House Bill 434 is legislation which Maloney developed from concerns he has had for years about the different legal standard between teachers and other professionals in the requirements to alert police to potential child abuse. The recent Jerry Sandusky child abuse scandal has highlighted the need for such legislation.

‘This bill would apply the same standards for reporting suspected child abuse to school employees as those that exist for other employees of other workplaces,’ Maloney said. ‘So, when a school employee suspects another school employee of abusing a student, the standard for substantiating abuse, the reporting requirements and procedures, and the investigative response is the same as it is elsewhere.’

Coincidentally, the Child Protection Task Force the General Assembly created last year to review Pennsylvania’s child protection laws has recommended just such a law to prevent the lack of reporting abuse that occurred at Penn State University when Sandusky was an assistant football coach there. To date, the House has passed and sent to the Senate 10 other pieces of legislation based on the Task Force’s recommendations.

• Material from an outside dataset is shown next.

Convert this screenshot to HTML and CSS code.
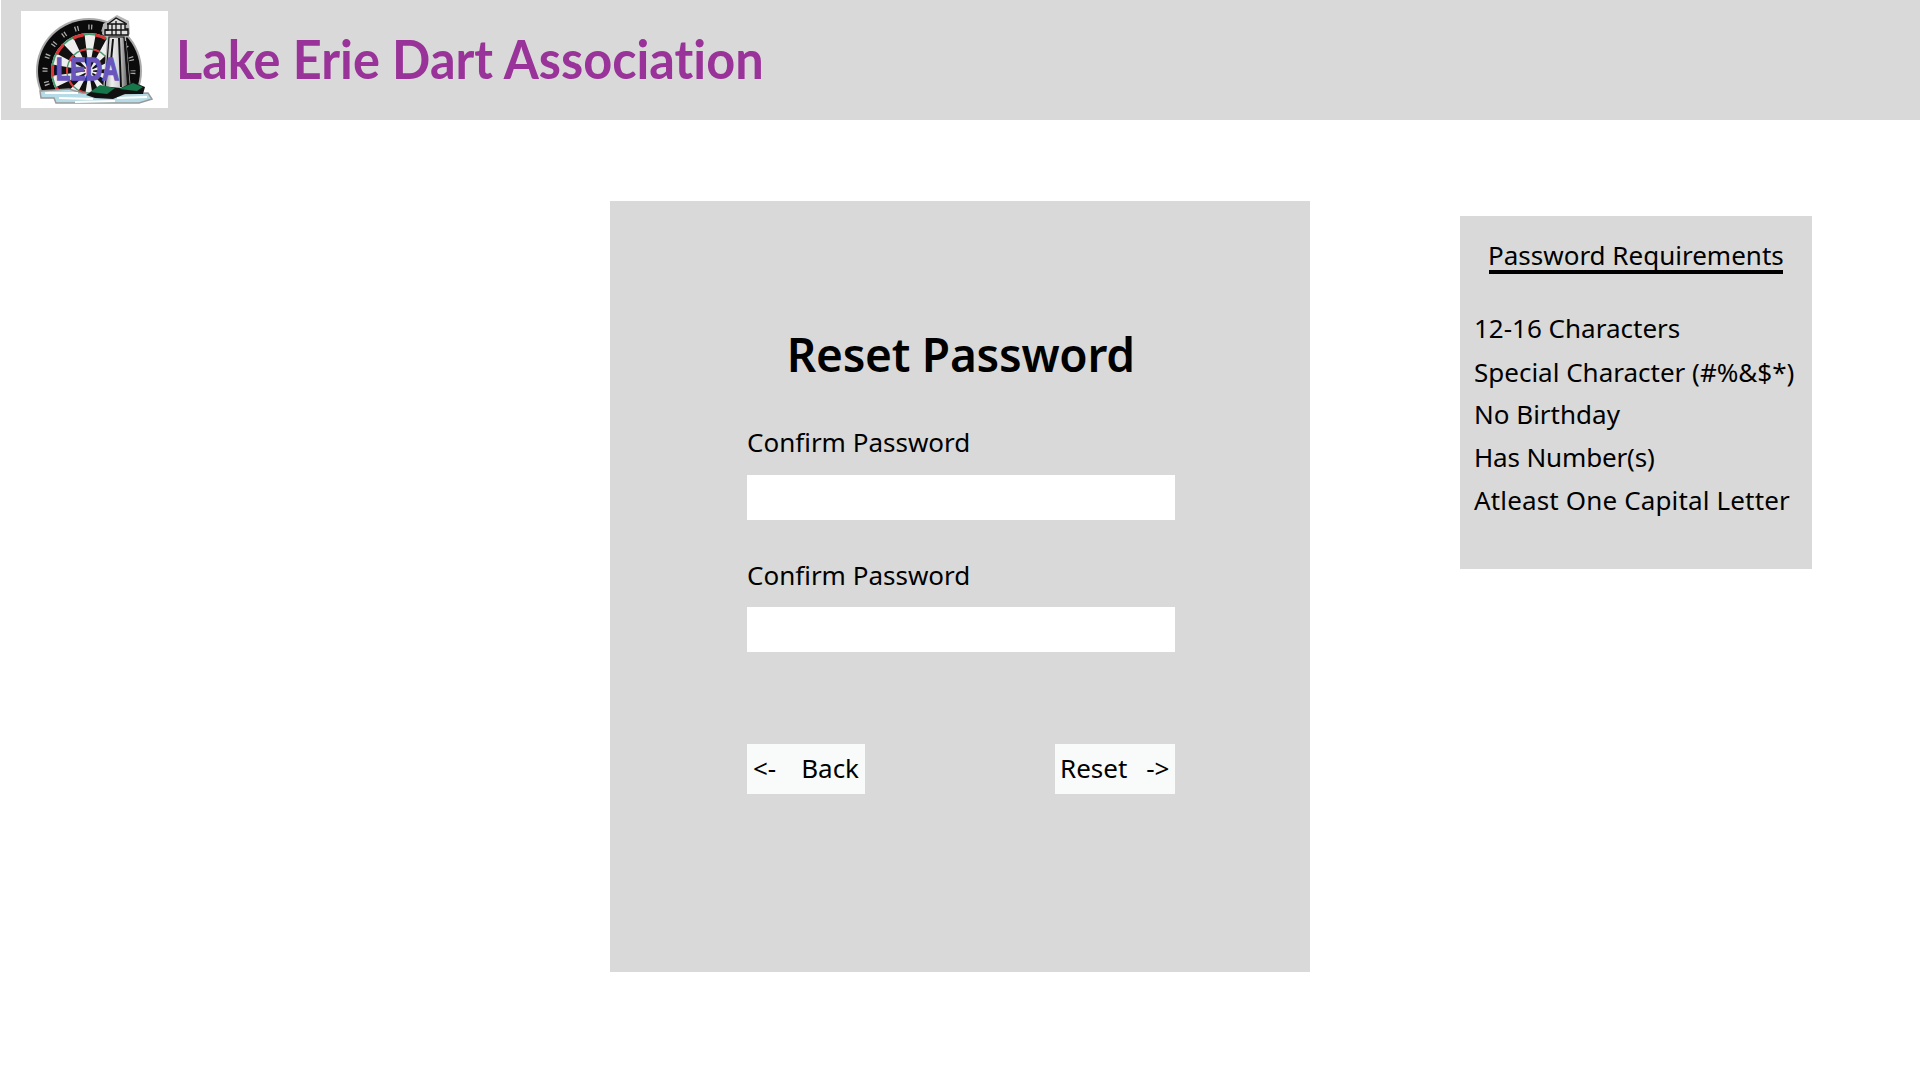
FILE: index.html
```html
<!DOCTYPE html>
<html lang="en">
<head>
<meta charset="utf-8">
<title>Reset Password</title>
<link rel="stylesheet" href="styles.css">
</head>
<body>
<header class="header">
  <svg class="logo" viewBox="0 0 147 97" role="img" aria-label="LEDA">
    <defs>
      <clipPath id="arch"><path d="M0 0H147V74L120 84H16Z"/></clipPath>
      <linearGradient id="tower"><stop offset="0" stop-color="#999"/><stop offset=".3" stop-color="#eee"/><stop offset=".65" stop-color="#ccc"/><stop offset="1" stop-color="#555"/></linearGradient>
    </defs>
    <rect width="147" height="97" fill="#fff"/>
    <g clip-path="url(#arch)">
      <circle cx="68" cy="60" r="53" fill="#aaa"/>
      <circle cx="68" cy="60" r="51" fill="#0b0b0b"/>
      <circle cx="68" cy="60" r="44" fill="none" stroke="#aaa" stroke-width="5" stroke-dasharray="1.3 1.5 1.3 9.72" stroke-dashoffset="1"/>
      <circle cx="68" cy="60" r="38" fill="#eee"/>
      <circle cx="68" cy="60" r="18.5" fill="none" stroke="#111" stroke-width="37" stroke-dasharray="5.812" stroke-dashoffset="2.9"/>
      <circle cx="68" cy="60" r="37" fill="none" stroke="#4b9b73" stroke-width="2"/>
      <circle cx="68" cy="60" r="36.5" fill="none" stroke="#dc3538" stroke-width="3" stroke-dasharray="11.467" stroke-dashoffset="5.7"/>
      <circle cx="68" cy="60" r="22" fill="none" stroke="#4b9b73" stroke-width="1.5"/>
      <circle cx="68" cy="60" r="22" fill="none" stroke="#dc3538" stroke-width="2" stroke-dasharray="6.912" stroke-dashoffset="3.4"/>
      <circle cx="68" cy="60" r="4" fill="#eee"/>
    </g>
    <path d="M82 13L96 4L108 10L109 23L105 27L110 79H82L86 27L81 23Z" fill="#b5b5b5"/>
    <path d="M88 26H103L107 78H84Z" fill="url(#tower)" stroke="#111" stroke-width="1.2"/>
    <path d="M98 27L100 76M92 28L90 50M104 30L108 77" stroke="#111" stroke-width="2" fill="none"/>
    <path d="M84 24V19H87V13L95 7L104 12V18H107V24Z" fill="#ddd" stroke="#111" stroke-width="1.4"/>
    <path d="M86 13H106M84 19H107M91 13V24M95 10V24M100 13V24" stroke="#111" stroke-width="1.3"/>
    <path d="M19 80L48 78L61 82L92 83L127 82L131 88L118 92H35L33 87H20Z" fill="#b5dce6" stroke="#999" stroke-width="1.5"/>
    <path d="M24 82H57M38 87L72 88M96 87L126 86M54 91L94 90" stroke="#fff" stroke-width="2"/>
    <path d="M65 84L79 75L100 77L112 71L124 76L122 83L104 83L92 88L74 87Z" fill="#111"/>
    <path d="M69 81L79 74L94 77L86 83ZM98 78L112 72L122 76L116 80Z" fill="#16774b"/>
    <text class="logo-text" x="35" y="69" textLength="63" lengthAdjust="spacingAndGlyphs">LEDA</text>
  </svg>
  <h1 class="brand">Lake Erie Dart Association</h1>
</header>
<main class="content">
  <form class="panel">
    <h2 class="heading">Reset Password</h2>
    <label class="label" for="password">Confirm Password</label>
    <input class="field" id="password" type="password">
    <label class="label" for="confirm">Confirm Password</label>
    <input class="field" id="confirm" type="password">
    <div class="actions">
      <button class="button back" type="button"><span class="arrow">&lt;-</span><span>Back</span></button>
      <button class="button reset" type="button"><span>Reset</span><span class="arrow">-&gt;</span></button>
    </div>
  </form>
  <aside class="rules">
    <h3 class="rules-title">Password Requirements</h3>
    <ul class="rules-list">
      <li>12-16 Characters</li>
      <li class="special">Special Character (#%&amp;$*)</li>
      <li>No Birthday</li>
      <li class="number">Has Number(s)</li>
      <li class="capital">Atleast One Capital Letter</li>
    </ul>
  </aside>
</main>
</body>
</html>
```
FILE: styles.css
```css
* { box-sizing: border-box; }
body { margin: 0; height: 1080px; overflow: hidden; background: #fff; color: #000; font: 400 26px/36px "Noto Sans", sans-serif; }
h1, h2, h3, ul { margin: 0; padding: 0; font-weight: 400; }
.header { display: flex; align-items: center; height: 120px; margin-left: 1px; padding: 0 0 1px 20px; background: #d9d9d9; }
.logo { display: block; flex: none; width: 147px; height: 97px; }
.logo-text { font: 700 31px "Liberation Sans", sans-serif; fill: #6956bd; stroke: #6956bd; stroke-width: 1.6px; }
.brand { margin: -2px 0 0 7.5px; color: #993399; font: 700 54px/70px Lato, sans-serif; font-variant-ligatures: none; transform: scaleX(.935); transform-origin: 0 50%; white-space: nowrap; }
.content { display: flex; align-items: flex-start; padding: 81px 108px 0 610px; }
.panel { display: flex; flex-direction: column; width: 700px; height: 771px; padding: 120px 135.5px 0 137px; background: #d9d9d9; }
.heading { margin-bottom: 37px; text-align: center; font-size: 46px; line-height: 66px; font-weight: 600; letter-spacing: -.25px; white-space: nowrap; }
.label { height: 37px; margin-bottom: 13.5px; line-height: 36px; white-space: nowrap; }
.field { width: 100%; height: 45px; margin-bottom: 37px; padding: 0 10px; border: 0; border-radius: 0; background: #fff; font: inherit; }
.actions { display: flex; justify-content: space-between; margin-top: 54.5px; }
.button { display: flex; align-items: center; justify-content: space-between; height: 50px; padding: 0 6px 1px; border: 0; background: #f9fbfa; color: #000; font: inherit; }
.back { width: 118px; }
.reset { width: 119.5px; padding-right: 5px; padding-left: 5px; }
.rules { width: 352px; height: 353px; margin: 15px 0 0 150px; padding: 20px 14px 0; background: #d9d9d9; }
.rules-title { width: 294px; height: 38px; margin: 0 auto 33px; border-bottom: 4px solid #000; font-size: 26px; line-height: 38px; text-indent: -1px; white-space: nowrap; }
.rules-list { list-style: none; line-height: 43px; white-space: nowrap; }
.special { padding-top: 1px; margin-bottom: -1px; }
.number { letter-spacing: -.15px; }
.capital { letter-spacing: .15px; }
```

‘As a member of the Children and Youth Committee, I am very proud of the fact that the House has taken the lead in addressing the many problems with our child safety statutes that became apparent when the Sandusky case went to trial, and so I am hopeful the House will soon take up this legislation and move it to the Senate,’ Maloney said. ‘We need to fix the gaps in our laws that leave our children vulnerable to the predators which, sadly, continue to exist in our society.’